In some embodiments, each frequency aperture cell 110 in the array is comprised of its own set of modulators having separate parameters slit width, slit height and amplitude, as well as audio input, a cascade input, an audio output, transient impulse scaling, and a Frequency Aperture Filter (FAF) (See
Other advantages of embodiments of the present invention over previous techniques is the use of a real-time streamed audio input to generate the input source 130 which is to be synthesized. In order to facilitate pitched streamed audio input sources 130, in accordance with an embodiment, the system also includes a dispersion algorithm which can take a pitched input source and make it unpitched and noise-like (broad spectrum). This signal then feeds into the system which further synthesizes the audio signal. This allows for a unique attribute in which a person can sing, whisper, talk or vocalize into the dispersion filter, which, when fed into the system and triggered by a keyboard or other source guiding the pitch components of the system synthesizer, can yield an output that sounds like anything, including a real instrument such as a piano, guitar, drumset, etc. The input source 130 is not limited to vocalizations of course. Any pitched input source (guitar, drumset, piano, etc.) can be dispersed into broad spectrum noise and re-synthesized to produce any musical instrument output, for example, using a guitar as input, dispersing the guitar into noise, and re-synthesizing into a piano.

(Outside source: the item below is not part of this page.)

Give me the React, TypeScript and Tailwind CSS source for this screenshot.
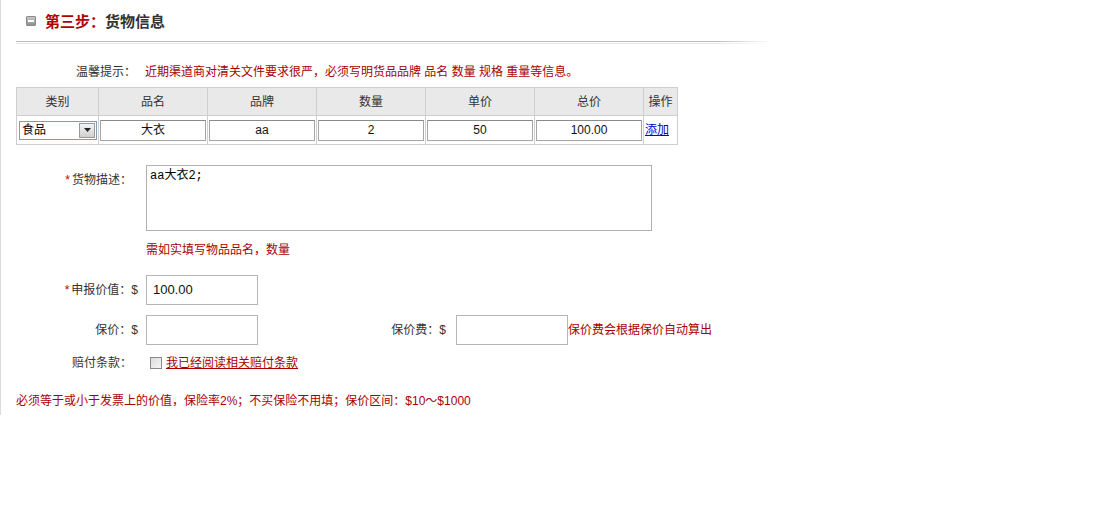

This demonstrates how the system can use non-pitched, broad-spectrum audio with no discernible pitch and timbre; and the audio output becomes pitched, musical sounds with discernible pitch and timbre.
The input audio signal 130 can consist of any audio source in any format and be read in via a file-based system or streamed audio. A file-based input may include just the raw PCM data or the PCM data along with initial states of the FAA filter parameters and/or modulation data.
In accordance with an embodiment, the system also allows multiple synthesis to be combined to create unique hybrid sounds. Finally, embodiments of the invention include a method of using multiple impulse responses, mapped out across a musical keyboard, as an additional input source to the FAA filters, designed, but not limited to, synthesizing the first moments of a sound.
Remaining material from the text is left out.